About Pearl Band
Readers of Pearl book bands will increase their knowledge of more technical and unfamiliar language as well as longer sentence structures. They will search and find information in texts, read with increased expression and gain confidence in discussing what they read and expressing opinions.
How to support your child reading Pearl level books
Children should be encouraged to work out any unfamiliar word. They should focus on all the letters in a word and relate to their phonics and spelling rules of common letter strings, suffixes and prefixes to decode a word and use the context to understand its meaning. Accurate reading of individual words, which might be key to the meaning of a sentence or paragraph, improves comprehension.
When reading with or to children, attention should be paid to new vocabulary – both a word’s meaning(s) and its correct pronunciation.
You can support them by:
- checking that the book makes sense to them, discussing their understanding and exploring the meaning of words in context
- asking questions to improve their understanding
- drawing inferences such as inferring characters’ feelings, thoughts and motives from their actions, and justifying inferences with evidence
- predicting what might happen from details stated and implied
- summarising the main ideas drawn from more than 1 paragraph, identifying key details that support the main ideas
- identifying how language, structure and presentation contribute to meaning
- discuss and evaluate how authors use language, including figurative language, considering the impact on the reader
- distinguish between statements of fact and opinion
- retrieve information from non-fiction.
My Pearl Band Reading Targets
- Apply their growing knowledge of root words, prefixes and suffixes (morphology and etymology), both to read aloud and to understand the meaning of new words that they meet
- Increase their familiarity with a wide range of books, including myths, legends, and traditional stories, modern fiction, fiction from our literary heritage, and books from other traditions and cultures
- Read and discuss an increasingly wide range of fiction, a variety of poetry, anthologies, biographies and autobiographies, plays, non-fiction and reference books or textbooks
- Read books that are structured in different ways and reading for a range of purposes
- Identify and discuss themes and conventions in and across a wide range of texts and genres
- Check that the book makes sense to them.
- Discuss their understanding and exploring the meanings of words in context.
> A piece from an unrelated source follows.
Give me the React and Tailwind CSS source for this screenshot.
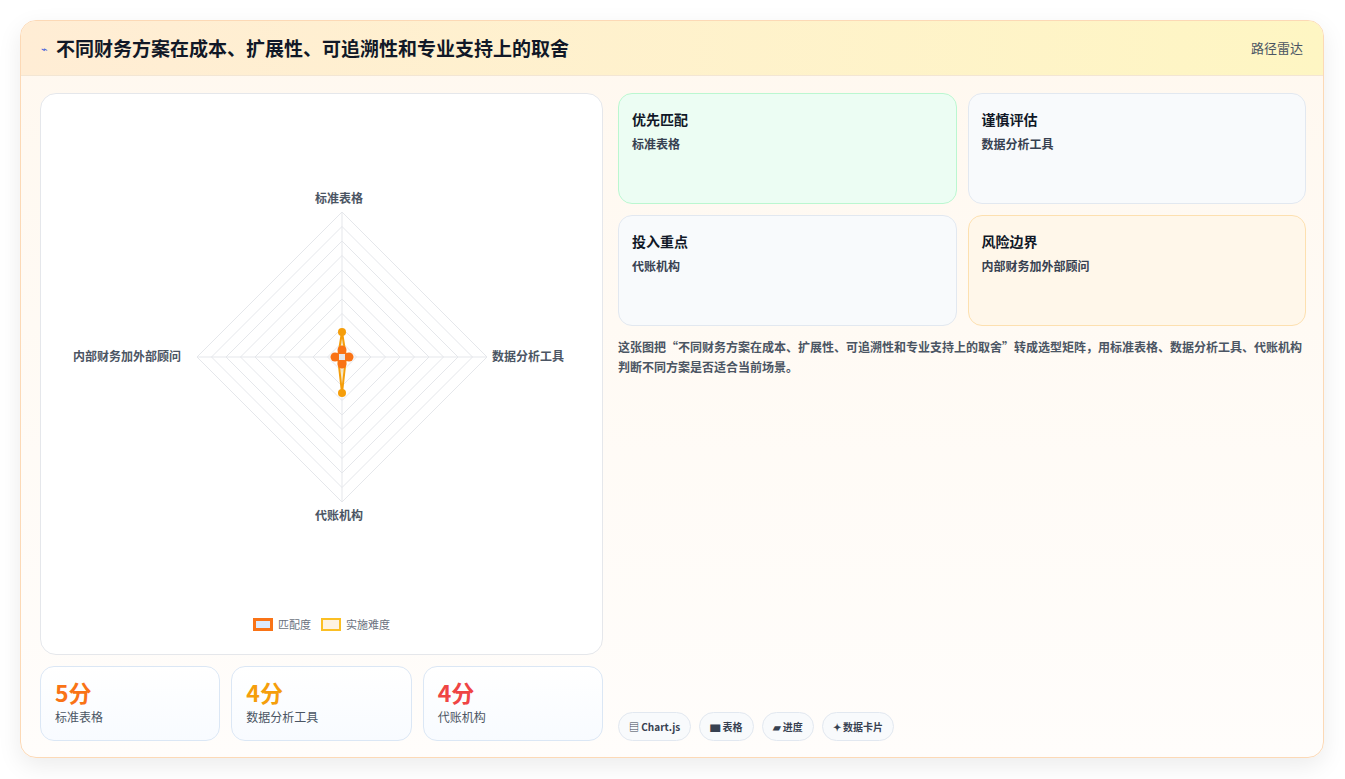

To consider synonyms and antonyms of new words.
- Ask questions to improve their understanding
- Predict what might happen from details stated and implied
- Distinguish between statements of fact and opinion
- Retrieve, record and present information from non-fiction
- Draw inferences such as characters’ feelings, thoughts and motives from their actions.
- Justify inferences with evidence from the text, selecting particular words or phrases
- Discuss and evaluate how authors use language, including figurative language, considering the impact on the reader (see Glossary)
- Participate in discussions about books that are read to them and those they can read for themselves, building on their own and others’ ideas and challenging views courteously. Recommend books to others.